Take every line where the string "styles" appears and copy it.

'''

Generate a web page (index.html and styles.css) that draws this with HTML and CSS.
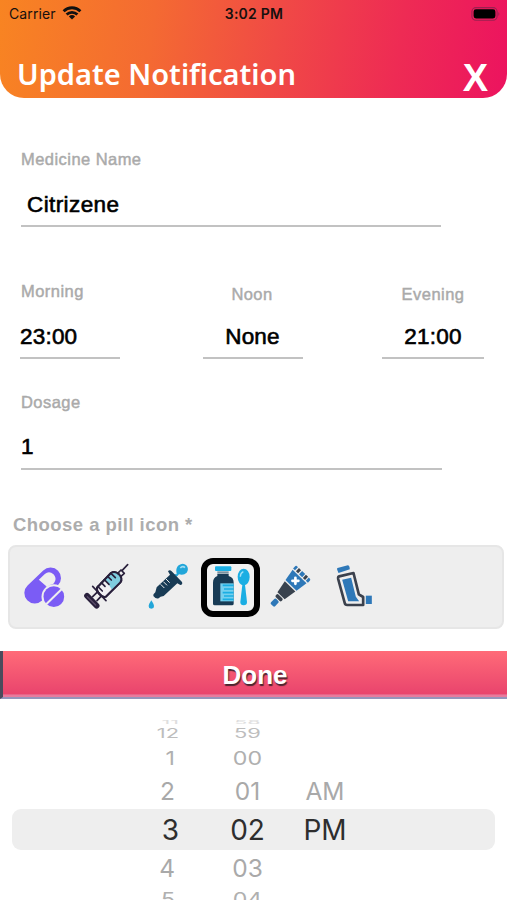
FILE: index.html
```html
<!DOCTYPE html>
<html lang="en">
<head>
<meta charset="utf-8">
<title>Update Notification</title>
<link rel="stylesheet" href="styles.css">
</head>
<body>
<main class="screen">
  <header class="header">
    <div class="status">
      <div class="carrier"><span>Carrier</span>
        <svg width="20" height="14" viewBox="0 0 20 14" fill="none" stroke="#111" stroke-width="2.8"><path d="M1.6 5.2a12 12 0 0 1 16.8 0M4.6 8.6a7.8 7.8 0 0 1 10.8 0"/><path d="M10 13.6l-3.1-3.2a4.5 4.5 0 0 1 6.2 0z" fill="#111" stroke="none"/></svg>
      </div>
      <span class="clock">3:02 PM</span>
      <svg class="battery" width="30" height="14" viewBox="0 0 30 14"><rect x=".9" y=".6" width="25.2" height="12.6" rx="4" fill="none" stroke="#9b2050" stroke-width="1.1"/><rect x="2.6" y="2.3" width="21.8" height="9.2" rx="2.4" fill="#000"/><path d="M27.4 5v4q2-2 0-4" fill="#9b2050"/></svg>
    </div>
    <div class="titlebar"><h1>Update Notification</h1><button class="close">X</button></div>
  </header>

  <section class="field name"><label>Medicine Name</label><div class="value">Citrizene</div></section>

  <section class="times">
    <div class="field time morning"><label>Morning</label><div class="value">23:00</div></div>
    <div class="field time noon"><label>Noon</label><div class="value">None</div></div>
    <div class="field time evening"><label>Evening</label><div class="value">21:00</div></div>
  </section>

  <section class="field dosage"><label>Dosage</label><div class="value">1</div></section>

  <h2 class="choose">Choose a pill icon *</h2>
  <div class="icons">
    <div class="icon"><svg viewBox="43.5 54 177 177">
      <path d="M103 159L150 114" stroke="#7b5cf5" stroke-width="63" stroke-linecap="round"/>
      <path d="M115 119l18-17q13-11 26 1 11 12 3 24l-4 5q-10 1-18 9z" fill="#eee"/>
      <circle cx="160" cy="170" r="37" fill="#eee"/>
      <circle cx="160" cy="170" r="31" fill="#7b5cf5"/>
      <path d="M134 196L187 144" stroke="#eee" stroke-width="6"/>
    </svg></div>
    <div class="icon"><svg viewBox="230 54 177 177" fill="none" stroke="#29203c" stroke-width="6" stroke-linecap="round" stroke-linejoin="round">
      <path d="M290 143l42-44q12-7 24 4 12 12 4 24l-43 43q-9 3-18-6-11-10-9-21z" fill="#f1eff3"/>
      <path d="M315 118l19-20q12-4 22 6 10 11 4 23l-25 22z" fill="#7fcde0" stroke="none"/>
      <path d="M290 143l42-44q12-7 24 4 12 12 4 24l-43 43q-9 3-18-6-11-10-9-21z"/>
      <path d="M292 139l14 14M303 128l11 11M312 119l14 14M322 109l11 11M332 100l13 13M352 100l10-10 10 10-10 9M365 92L382 74M277 139l40 43M290 157l-13 13M302 169l-12 13" stroke-width="5"/>
      <path d="M260 167l29 30" stroke-width="17"/><path d="M261 170l25 25" stroke="#594b68" stroke-width="4"/>
    </svg></div>
    <div class="icon"><svg viewBox="417 54 177 177">
      <path d="M530 103q-4-19 6-27 13-9 23 0 9 11 1 22-9 9-23 5l-7 7-8-8z" fill="#22a6d9"/>
      <path d="M541 84q7-8 14-1" stroke="#a1dcf1" stroke-width="5" fill="none"/>
      <path d="M504 94q5-6 11 0l31 32q3 8-5 9l-9-5-41 38q-11 1-15 7-8 3-16-7-2-5 6-11l4-15 40-38z" fill="#183b55"/>
      <path d="M482 133l11 11M490 125l11 11M498 117l11 11" stroke="#eee" stroke-width="3"/>
      <path d="M454 181q17 25 0 25t0-25" fill="#22a6d9"/>
    </svg></div>
    <div class="icon selected"><svg viewBox="42 63 159 159">
      <rect x="75" y="79" width="49" height="14" rx="3" fill="#1baee3"/><path d="M82 94h34v7H82z" fill="#78919f"/>
      <path d="M82 102h34v6q15 4 15 20v63q0 5-5 5H74q-5 0-5-5v-63q0-15 13-20z" fill="#183b55"/>
      <path d="M91 130h40v54H91z" fill="#75d0ef"/><path d="M98 136h33M102 147h29M98 158h33M102 168h29M98 178h33" stroke="#1baee3" stroke-width="5"/>
      <ellipse cx="161" cy="111" rx="18" ry="25" fill="#1baee3"/><path d="M157 134h8l6 52q0 10-10 10t-10-10z" fill="#1baee3"/><path d="M151 110q0-11 9-15" stroke="#a5e2f7" stroke-width="4" fill="none"/>
    </svg></div>
    <div class="icon"><svg viewBox="220 54 177 177">
      <g transform="translate(254 188) rotate(-46)">
        <rect x="-10" y="-8" width="22" height="17" rx="4" fill="#2e78b8"/>
        <rect x="15" y="-12" width="11" height="24" rx="4" fill="#38424e"/>
        <path d="M29-15L68-22V22L29 15z" fill="#38424e"/>
        <path d="M72-23L109-29V29L72 23z" fill="#2e78b8"/>
        <path d="M113-31h8q5 0 5 5v3h-13zM113-6h13v13h-13zM113 22h13v4q0 5-5 5h-8z" fill="#2e78b8"/>
        <path d="M113-19h13v9h-13zM113 10h13v9h-13z" fill="#38424e"/>
        <g transform="rotate(46 91 0)"><path d="M82 0h18M91-9v18" stroke="#fff" stroke-width="8" stroke-linecap="round"/></g>
      </g>
    </svg></div>
    <div class="icon"><svg viewBox="406.5 54 177 177">
      <path d="M441 84l31-8q4 0 5 5l1 7-34 11-4-10q-1-4 1-5z" fill="#2e78b8"/>
      <path d="M446 109l43-10 16 64 13 8v24h-48q-6 0-7-5l-20-73q-1-7 3-8z" fill="#eee" stroke="#3b414d" stroke-width="8" stroke-linejoin="round"/>
      <path d="M455 119l27-6 14 57 10 14h-33z" fill="#2e78b8"/>
      <path d="M526 167h18v25h-18z" fill="#2e78b8"/>
    </svg></div>
  </div>

  <button class="done">Done</button>

  <section class="picker">
    <div class="row far"><span>11</span><span>58</span><span></span></div>
    <div class="row r12"><span>12</span><span>59</span><span></span></div>
    <div class="row r1"><span>1</span><span>00</span><span></span></div>
    <div class="row r2"><span>2</span><span>01</span><span>AM</span></div>
    <div class="row current"><span>3</span><span>02</span><span>PM</span></div>
    <div class="row r4"><span>4</span><span>03</span><span></span></div>
    <div class="row r5"><span>5</span><span>04</span><span></span></div>
  </section>
</main>
</body>
</html>
```
FILE: styles.css
```css
* { box-sizing: border-box; }
body { margin: 0; background: #fff; font-family: "Liberation Sans", sans-serif; }
.screen { width: 507px; height: 900px; overflow: hidden; display: flex; flex-direction: column; }
.screen > * { flex-shrink: 0; }
h1, h2 { margin: 0; }
button { border: 0; padding: 0; background: none; font-family: inherit; }

.header { height: 98px; border-radius: 0 0 24px 24px; background: linear-gradient(98deg, #f88422 0%, #f46a32 30%, #f04a45 54%, #ee2b54 78%, #ec135f 100%); }
.status { height: 28px; padding: 0 6px 0 9px; display: grid; grid-template-columns: 1fr auto 1fr; align-items: center; font: 500 14px/28px Inter, sans-serif; color: #16100e; }
.carrier { display: flex; align-items: center; gap: 6px; font-weight: 400; letter-spacing: .1px; }
.carrier svg { margin-top: -2px; }
.clock { font-weight: 600; letter-spacing: .25px; margin-left: -2px; }
.battery { justify-self: end; margin-top: -1px; }
.titlebar { display: flex; justify-content: space-between; align-items: flex-start; height: 70px; padding: 0 19px 0 17px; color: #fff; }
.titlebar h1 { font: 600 29px/40px "Noto Sans", sans-serif; letter-spacing: 0; margin-top: 26px; white-space: nowrap; }
.close { font-size: 38px; font-weight: 700; line-height: 40px; color: #fff; margin-top: 30px; }

.field label { display: block; font-size: 16.5px; line-height: 20px; color: #aaa; -webkit-text-stroke: .45px #aaa; letter-spacing: .45px; }
.value { font-size: 22.5px; line-height: 28px; color: #000; -webkit-text-stroke: .6px #000; border-bottom: 2px solid #c2c2c2; }
.name { width: 420px; margin: 51px 0 0 21px; }
.name .value { height: 47px; padding: 11px 0 0 6px; margin-top: 11px; letter-spacing: .4px; }
.times { display: flex; justify-content: space-between; margin: 55px 23px 0 20px; height: 77px; align-items: flex-end; }
.time { width: 100px; text-align: center; }
.time .value { height: 36px; margin-top: 19px; letter-spacing: .2px; }
.morning, .morning .value { text-align: left; }
.morning .value { margin-top: 22px; }
.morning label { padding-left: 1px; }
.noon { margin-left: 3px; }
.noon label { padding-right: 1px; }
.evening { width: 102px; }
.dosage { width: 421px; margin: 33px 0 0 21px; }
.dosage .value { height: 37px; margin-top: 21px; }
.choose { margin: 43px 0 0 13px; font-size: 18.5px; line-height: 24px; color: #adadad; letter-spacing: .45px; }
.icons { display: flex; gap: 3.2px; align-items: center; margin: 8px 3px 0 8px; height: 84px; padding-left: 4.6px; background: #eee; border: 2px solid #e6e6e6; border-radius: 8px; }
.icon { width: 59px; height: 59px; }
.icon svg { display: block; width: 100%; height: 100%; fill: none; }
.selected { border: 6px solid #000; border-radius: 12px; background: #f1f1f1; padding: 0; }
.selected svg { margin: -3px; width: 53px; height: 53px; }

.done { width: 507px; height: 48px; margin-top: 22px; padding-top: 2px; border-left: 3px solid #4b4b5c; border-bottom: 2px solid #9694bb; background: linear-gradient(#ff6b78, #e9446d 94%, #e77b9d 95%); font-size: 26px; font-weight: 700; line-height: 44px; color: #fff; text-shadow: 1px 1.5px 1px #4b252f; letter-spacing: 0; }

.picker { margin-top: 21px; height: 180px; overflow: hidden; font-family: Inter, sans-serif; color: #a9a9a9; }
.row { display: flex; align-items: center; margin: 0 12px; }
.row span { line-height: 1; text-align: center; white-space: nowrap; }
.row span:nth-child(1) { width: 163px; text-align: right; transform-origin: 100% 50%; }
.row span:nth-child(2) { width: 69px; margin-left: 38px; }
.row span:nth-child(3) { width: 78px; margin-left: 4px; }
.far { height: 5px; font-size: 5px; color: #dedede; }
.far span { transform: scaleX(4.3); }
.r12 { height: 19px; font-size: 12.5px; color: #bdbdbd; }
.row.r12 span:nth-child(1), .row.current span:nth-child(1), .row.far span:nth-child(1) { width: 167px; }
.row.r12 span:nth-child(2), .row.current span:nth-child(2), .row.far span:nth-child(2) { margin-left: 34px; }
.r12 span { transform: scaleX(1.75); }
.r1 { height: 28px; font-size: 19px; color: #b0b0b0; }
.r1 span { transform: scaleX(1.22); }
.r2 { height: 38px; font-size: 24.5px; }
.current { height: 41px; margin-top: -1px; border-radius: 9px; background: #eee; color: #2e2e2e; font-size: 28px; }
.r4 { height: 37px; font-size: 24.5px; }
.r5 { height: 25px; font-size: 19px; color: #b0b0b0; }
.r5 span { transform: scaleX(1.22); }
```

'''

Completed task:
Generate a web page (index.html and styles.css) that draws this with HTML and CSS.
<link rel="stylesheet" href="styles.css">
FILE: styles.css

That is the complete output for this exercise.